* [WRITTEN PROBLEM]:
List each line of the data that holds the word "this".

* [SUPPLIED MATERIAL]:
__________
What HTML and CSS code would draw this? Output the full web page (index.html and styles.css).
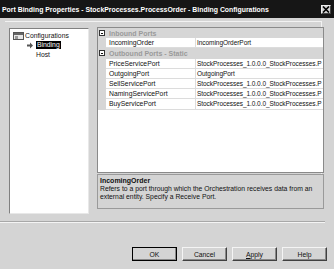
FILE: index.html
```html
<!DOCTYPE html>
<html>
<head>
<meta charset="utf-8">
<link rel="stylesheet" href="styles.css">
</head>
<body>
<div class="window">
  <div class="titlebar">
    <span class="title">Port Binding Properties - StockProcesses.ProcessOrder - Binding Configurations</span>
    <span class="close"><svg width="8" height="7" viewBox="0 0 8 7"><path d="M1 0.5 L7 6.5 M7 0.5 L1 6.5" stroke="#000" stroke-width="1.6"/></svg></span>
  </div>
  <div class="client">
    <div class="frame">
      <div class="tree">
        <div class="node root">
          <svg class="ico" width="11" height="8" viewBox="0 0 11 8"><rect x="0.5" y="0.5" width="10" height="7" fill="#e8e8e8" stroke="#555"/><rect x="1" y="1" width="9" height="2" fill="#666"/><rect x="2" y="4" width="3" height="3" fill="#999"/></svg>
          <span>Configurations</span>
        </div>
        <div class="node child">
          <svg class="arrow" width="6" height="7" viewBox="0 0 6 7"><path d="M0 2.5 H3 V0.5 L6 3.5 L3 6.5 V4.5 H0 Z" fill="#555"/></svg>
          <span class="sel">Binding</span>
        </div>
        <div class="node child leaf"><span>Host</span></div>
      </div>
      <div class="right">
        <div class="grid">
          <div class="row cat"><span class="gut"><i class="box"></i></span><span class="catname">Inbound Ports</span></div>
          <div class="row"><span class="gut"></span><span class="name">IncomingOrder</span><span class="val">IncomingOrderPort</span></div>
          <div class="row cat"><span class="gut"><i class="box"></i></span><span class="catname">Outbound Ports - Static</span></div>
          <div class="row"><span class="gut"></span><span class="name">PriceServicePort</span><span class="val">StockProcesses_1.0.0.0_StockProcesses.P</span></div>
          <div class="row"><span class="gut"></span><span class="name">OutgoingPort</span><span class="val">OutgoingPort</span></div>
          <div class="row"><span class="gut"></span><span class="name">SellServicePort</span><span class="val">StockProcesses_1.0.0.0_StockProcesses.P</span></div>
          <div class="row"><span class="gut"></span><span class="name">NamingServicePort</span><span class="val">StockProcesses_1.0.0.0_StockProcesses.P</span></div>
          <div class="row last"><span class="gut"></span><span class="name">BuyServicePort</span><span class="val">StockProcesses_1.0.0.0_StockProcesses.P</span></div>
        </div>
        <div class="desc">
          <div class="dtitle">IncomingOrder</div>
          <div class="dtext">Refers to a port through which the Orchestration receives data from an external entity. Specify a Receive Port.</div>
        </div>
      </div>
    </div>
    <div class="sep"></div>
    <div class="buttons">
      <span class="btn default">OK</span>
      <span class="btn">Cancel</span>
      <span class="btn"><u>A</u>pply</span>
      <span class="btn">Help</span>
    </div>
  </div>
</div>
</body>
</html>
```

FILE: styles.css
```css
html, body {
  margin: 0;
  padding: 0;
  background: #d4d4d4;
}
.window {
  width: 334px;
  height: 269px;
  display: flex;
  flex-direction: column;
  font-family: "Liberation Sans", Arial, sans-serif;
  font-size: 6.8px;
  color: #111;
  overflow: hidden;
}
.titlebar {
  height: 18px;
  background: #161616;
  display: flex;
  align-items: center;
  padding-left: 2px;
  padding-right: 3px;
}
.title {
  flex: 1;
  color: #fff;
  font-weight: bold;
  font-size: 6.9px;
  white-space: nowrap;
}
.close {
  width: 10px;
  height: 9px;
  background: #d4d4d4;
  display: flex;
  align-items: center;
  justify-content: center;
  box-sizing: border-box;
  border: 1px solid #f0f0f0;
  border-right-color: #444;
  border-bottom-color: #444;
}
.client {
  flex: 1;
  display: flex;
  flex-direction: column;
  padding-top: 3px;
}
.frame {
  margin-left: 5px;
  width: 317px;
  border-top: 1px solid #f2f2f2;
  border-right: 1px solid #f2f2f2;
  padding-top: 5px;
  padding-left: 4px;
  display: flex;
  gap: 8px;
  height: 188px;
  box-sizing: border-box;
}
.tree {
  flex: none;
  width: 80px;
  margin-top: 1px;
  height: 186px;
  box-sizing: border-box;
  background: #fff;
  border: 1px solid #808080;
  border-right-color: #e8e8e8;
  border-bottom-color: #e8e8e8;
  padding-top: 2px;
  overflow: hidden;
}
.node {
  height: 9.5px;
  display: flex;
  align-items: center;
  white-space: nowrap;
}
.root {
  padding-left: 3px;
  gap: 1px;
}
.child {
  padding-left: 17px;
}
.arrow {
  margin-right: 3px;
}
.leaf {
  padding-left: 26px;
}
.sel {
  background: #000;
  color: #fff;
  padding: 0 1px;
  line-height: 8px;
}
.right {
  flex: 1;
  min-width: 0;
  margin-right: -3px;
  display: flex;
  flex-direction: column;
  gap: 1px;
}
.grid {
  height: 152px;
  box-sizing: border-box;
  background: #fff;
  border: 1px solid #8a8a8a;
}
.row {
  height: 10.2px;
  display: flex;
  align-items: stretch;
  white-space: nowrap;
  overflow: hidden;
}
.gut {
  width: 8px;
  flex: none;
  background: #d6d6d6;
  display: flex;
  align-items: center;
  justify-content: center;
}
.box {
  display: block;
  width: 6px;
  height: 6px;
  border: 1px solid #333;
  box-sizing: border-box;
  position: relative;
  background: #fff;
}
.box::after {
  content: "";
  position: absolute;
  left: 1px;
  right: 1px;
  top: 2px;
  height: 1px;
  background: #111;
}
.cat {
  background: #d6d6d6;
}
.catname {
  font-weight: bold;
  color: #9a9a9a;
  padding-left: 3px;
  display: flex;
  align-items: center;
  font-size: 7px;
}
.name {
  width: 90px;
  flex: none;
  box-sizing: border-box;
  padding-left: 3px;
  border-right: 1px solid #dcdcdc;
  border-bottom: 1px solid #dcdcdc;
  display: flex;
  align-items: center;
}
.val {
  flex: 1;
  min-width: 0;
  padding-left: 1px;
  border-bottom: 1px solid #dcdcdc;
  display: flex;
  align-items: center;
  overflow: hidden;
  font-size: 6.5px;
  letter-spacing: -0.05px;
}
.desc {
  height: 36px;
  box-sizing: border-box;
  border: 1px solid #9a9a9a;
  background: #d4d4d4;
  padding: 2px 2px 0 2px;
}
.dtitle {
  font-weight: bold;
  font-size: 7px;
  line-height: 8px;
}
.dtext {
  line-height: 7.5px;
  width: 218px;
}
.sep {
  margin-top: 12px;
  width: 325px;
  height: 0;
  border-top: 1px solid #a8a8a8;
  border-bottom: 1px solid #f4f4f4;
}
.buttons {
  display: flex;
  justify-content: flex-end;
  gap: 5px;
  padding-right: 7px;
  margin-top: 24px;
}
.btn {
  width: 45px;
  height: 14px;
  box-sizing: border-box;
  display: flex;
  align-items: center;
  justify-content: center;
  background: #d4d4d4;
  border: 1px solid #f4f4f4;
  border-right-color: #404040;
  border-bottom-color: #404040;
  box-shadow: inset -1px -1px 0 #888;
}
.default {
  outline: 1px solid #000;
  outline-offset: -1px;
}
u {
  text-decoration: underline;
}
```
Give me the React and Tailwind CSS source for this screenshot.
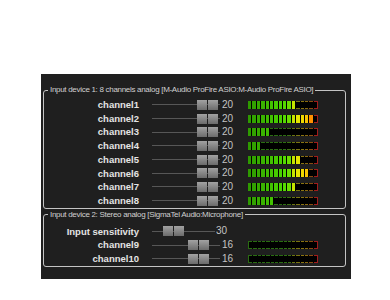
__________
* [WRITTEN SOLUTION]:
What HTML and CSS code would draw this? Output the full web page (index.html and styles.css).
Give me the React and Tailwind CSS source for this screenshot.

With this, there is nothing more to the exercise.